300MWh order secured with EPC Blue Ridge Power
The vast majority (91%) of its backlogged bookings to date are in the front-of-the-meter market segment, 559MWh of the 613MWh total. As that might imply, large projects dominate that backlog, with 519MWh of orders for projects of more than 20MWh capacity.
Solar energy integration is the most common use case for Eos’ customers, with 314MWh versus 214MWh of transmission and distribution (T&D) investment deferral or locational capacity projects and 58MWh of microgrid project orders.
Eos is rapidly ramping up production capacity, from 65MWh annual production output capacity in 2020, to 260MWh this year and 800MWh+ by the end of next year. In October the company secured a US$25 million equipment financing agreement with Trinity Capital to scale production and improve its manufacturing operations.

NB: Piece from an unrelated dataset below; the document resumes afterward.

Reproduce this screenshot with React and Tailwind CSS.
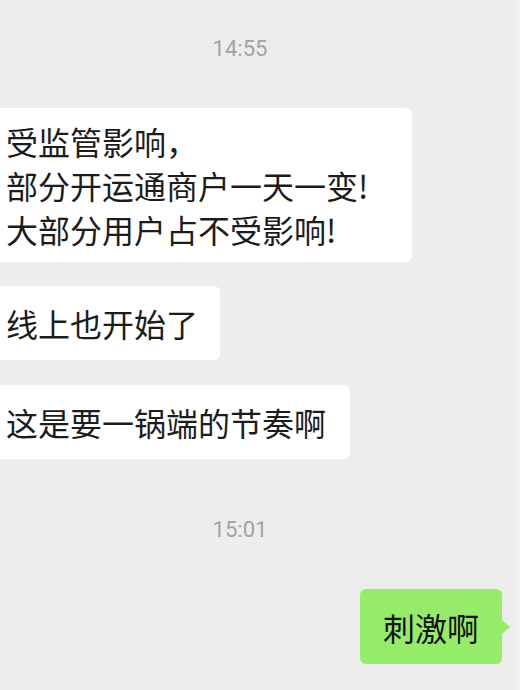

This was on top of a US$100 million investment commitment from Koch Industries venture capital subsidiary Koch Strategic Platforms announced in July.
The third iteration of its zinc battery units will undergo performance testing from Q1 2022, with Eos claiming it will be a third the size of its current models, having the same voltage profile at lower temperatures, lowering manufacturing, system integration and operating costs.
“The demand for longer duration energy storage applications continues to grow, and the benefits of our technology, including the low cost of ownership, scalability, safety and operational flexibility, have continued to resonate in the marketplace,” Mastrangelo said.
Yesterday, as well as reporting its quarterly results, Eos also said that it has just received the biggest order in the company’s history, from solar engineering, procurement and construction (EPC) firm Blue Ridge Power.
Over the next two years Blue Ridge Power will purchase 300MWh of Eos Znyth battery energy storage systems (BESS) for deployment at multiple projects, beginning with a site owned by developer Pine Gate Renewables.